I don’t know that I choose them consciously, but I seem to be drawn to books that are wrought with trauma and heartbreak. I probably like the catharsis.
As a Wharton fan and heartbreak junkie, I also really like Ethan Frome which is very different from House of Mirth yet similarly devestating.
I very much prefer happy endings, and I normally stick to genres where a happy ending is either guaranteed (romance) or at least very likely (SFF). I avoid literary novels because they all end tragically. I tend not to re-read books with tragic endings.
Bittersweet endings can be okay for me–unhappy endings that have a touch of joy to them, a touch of sweetness. The Time Traveler’s Wife is an example. I’ll even reread that one.
Love miserable endings, but less than I used to: as an emo twenty-something, I got very excited about Philip Dick and Bernard Malamud for having written novels that left me paralyzed with despair for hours. But a couple of nights ago I read a Wilkie Collins novella and a Nalo Hopkinson novel, and they both ended happily and kicked ass.
Let me second the recommendation of Custom of the Country as a great Wharton Novel. Summer is a good one too.
I really like her short story “Roman Fever”–it’s an interesting companion to James’s _Daisy Miller_. For me, a happy ending (like all endings, but happy endings especially) has to be earned–happy endings easily ring false to me.
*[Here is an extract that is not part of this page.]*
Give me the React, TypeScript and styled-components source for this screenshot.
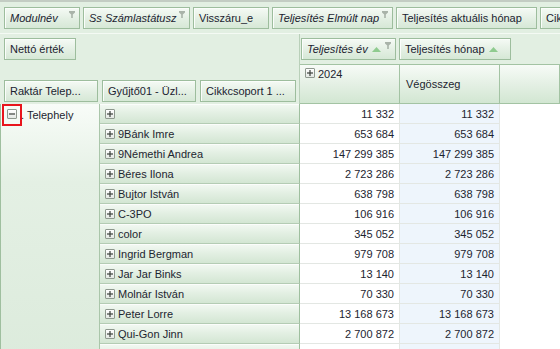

I’m taking a graduate seminar in Wharton this spring (taught by Mary Papke, with whom I believe you’re familiar); I’ll now be paying attention to what kinds of endings she has overall.
Despair I have lots of in real life. Don’t need to seek it out in fiction, too. On the other hand, I’m more suspicious of than convinced by endings that are all syllabub and candy floss. So maybe I go for bittersweet endings, or take-the-bad-along-with-the-good endings.